EXERCISE GOAL = Please set down all the lines beneath this one exactly, without the pictures.

────────────────────────────────────────

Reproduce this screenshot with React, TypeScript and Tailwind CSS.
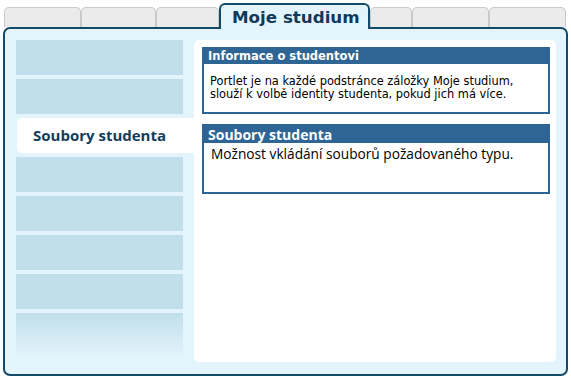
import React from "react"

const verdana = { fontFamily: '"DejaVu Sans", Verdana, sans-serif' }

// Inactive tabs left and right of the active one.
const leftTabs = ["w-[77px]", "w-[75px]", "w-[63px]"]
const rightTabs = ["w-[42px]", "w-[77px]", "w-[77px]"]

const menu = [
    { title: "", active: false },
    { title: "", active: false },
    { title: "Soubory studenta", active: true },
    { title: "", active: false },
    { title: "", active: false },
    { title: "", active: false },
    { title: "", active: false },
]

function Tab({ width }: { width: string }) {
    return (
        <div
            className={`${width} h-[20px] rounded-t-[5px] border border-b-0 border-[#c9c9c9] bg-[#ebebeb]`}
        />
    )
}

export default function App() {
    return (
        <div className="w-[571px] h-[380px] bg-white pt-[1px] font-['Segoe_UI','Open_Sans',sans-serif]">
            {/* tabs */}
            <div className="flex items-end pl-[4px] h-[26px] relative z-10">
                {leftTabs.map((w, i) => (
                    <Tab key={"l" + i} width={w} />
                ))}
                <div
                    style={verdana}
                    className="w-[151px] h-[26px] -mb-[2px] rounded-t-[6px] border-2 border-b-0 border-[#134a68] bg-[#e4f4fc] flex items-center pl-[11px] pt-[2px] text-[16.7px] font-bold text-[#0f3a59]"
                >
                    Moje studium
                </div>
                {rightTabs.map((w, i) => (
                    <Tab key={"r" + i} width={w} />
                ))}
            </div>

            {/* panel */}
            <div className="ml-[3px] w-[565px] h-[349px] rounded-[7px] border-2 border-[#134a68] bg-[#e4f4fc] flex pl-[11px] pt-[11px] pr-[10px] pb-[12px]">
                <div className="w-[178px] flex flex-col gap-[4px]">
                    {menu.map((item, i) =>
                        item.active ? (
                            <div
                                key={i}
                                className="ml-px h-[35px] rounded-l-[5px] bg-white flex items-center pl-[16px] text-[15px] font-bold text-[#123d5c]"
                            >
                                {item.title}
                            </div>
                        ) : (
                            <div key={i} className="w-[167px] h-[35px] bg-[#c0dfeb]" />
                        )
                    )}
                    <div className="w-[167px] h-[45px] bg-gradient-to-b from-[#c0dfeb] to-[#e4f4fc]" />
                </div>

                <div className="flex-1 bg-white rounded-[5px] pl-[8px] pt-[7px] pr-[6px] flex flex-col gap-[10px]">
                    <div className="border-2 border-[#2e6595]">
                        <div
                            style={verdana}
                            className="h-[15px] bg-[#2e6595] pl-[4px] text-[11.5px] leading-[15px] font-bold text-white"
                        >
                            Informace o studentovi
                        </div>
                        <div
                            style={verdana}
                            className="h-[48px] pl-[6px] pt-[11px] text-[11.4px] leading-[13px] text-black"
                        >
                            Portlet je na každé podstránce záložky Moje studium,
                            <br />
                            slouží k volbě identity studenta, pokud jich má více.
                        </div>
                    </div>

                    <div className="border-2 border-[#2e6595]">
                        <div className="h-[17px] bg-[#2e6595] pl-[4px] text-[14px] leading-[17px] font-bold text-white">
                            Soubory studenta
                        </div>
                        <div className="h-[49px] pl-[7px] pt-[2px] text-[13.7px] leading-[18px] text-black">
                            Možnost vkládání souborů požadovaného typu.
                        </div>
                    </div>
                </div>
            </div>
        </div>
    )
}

────────────────────────────────────────

RESPONSE =
Reproduce this screenshot with React, TypeScript and Tailwind CSS.
import React from "react"

const verdana = { fontFamily: '"DejaVu Sans", Verdana, sans-serif' }

// Inactive tabs left and right of the active one.
const leftTabs = ["w-[77px]", "w-[75px]", "w-[63px]"]
const rightTabs = ["w-[42px]", "w-[77px]", "w-[77px]"]

const menu = [
    { title: "", active: false },
    { title: "", active: false },
    { title: "Soubory studenta", active: true },
    { title: "", active: false },
    { title: "", active: false },
    { title: "", active: false },
    { title: "", active: false },
]

function Tab({ width }: { width: string }) {
    return (
        <div
            className={`${width} h-[20px] rounded-t-[5px] border border-b-0 border-[#c9c9c9] bg-[#ebebeb]`}
        />
    )
}

export default function App() {
    return (
        <div className="w-[571px] h-[380px] bg-white pt-[1px] font-['Segoe_UI','Open_Sans',sans-serif]">
            {/* tabs */}
            <div className="flex items-end pl-[4px] h-[26px] relative z-10">
                {leftTabs.map((w, i) => (
                    <Tab key={"l" + i} width={w} />
                ))}
                <div
                    style={verdana}
                    className="w-[151px] h-[26px] -mb-[2px] rounded-t-[6px] border-2 border-b-0 border-[#134a68] bg-[#e4f4fc] flex items-center pl-[11px] pt-[2px] text-[16.7px] font-bold text-[#0f3a59]"
                >
                    Moje studium
                </div>
                {rightTabs.map((w, i) => (
                    <Tab key={"r" + i} width={w} />
                ))}
            </div>

            {/* panel */}
            <div className="ml-[3px] w-[565px] h-[349px] rounded-[7px] border-2 border-[#134a68] bg-[#e4f4fc] flex pl-[11px] pt-[11px] pr-[10px] pb-[12px]">
                <div className="w-[178px] flex flex-col gap-[4px]">
                    {menu.map((item, i) =>
                        item.active ? (
                            <div
                                key={i}
                                className="ml-px h-[35px] rounded-l-[5px] bg-white flex items-center pl-[16px] text-[15px] font-bold text-[#123d5c]"
                            >
                                {item.title}
                            </div>
                        ) : (
                            <div key={i} className="w-[167px] h-[35px] bg-[#c0dfeb]" />
                        )
                    )}
                    <div className="w-[167px] h-[45px] bg-gradient-to-b from-[#c0dfeb] to-[#e4f4fc]" />
                </div>

                <div className="flex-1 bg-white rounded-[5px] pl-[8px] pt-[7px] pr-[6px] flex flex-col gap-[10px]">
                    <div className="border-2 border-[#2e6595]">
                        <div
                            style={verdana}
                            className="h-[15px] bg-[#2e6595] pl-[4px] text-[11.5px] leading-[15px] font-bold text-white"
                        >
                            Informace o studentovi
                        </div>
                        <div
                            style={verdana}
                            className="h-[48px] pl-[6px] pt-[11px] text-[11.4px] leading-[13px] text-black"
                        >
                            Portlet je na každé podstránce záložky Moje studium,
                            <br />
                            slouží k volbě identity studenta, pokud jich má více.
                        </div>
                    </div>

                    <div className="border-2 border-[#2e6595]">
                        <div className="h-[17px] bg-[#2e6595] pl-[4px] text-[14px] leading-[17px] font-bold text-white">
                            Soubory studenta
                        </div>
                        <div className="h-[49px] pl-[7px] pt-[2px] text-[13.7px] leading-[18px] text-black">
                            Možnost vkládání souborů požadovaného typu.
                        </div>
                    </div>
                </div>
            </div>
        </div>
    )
}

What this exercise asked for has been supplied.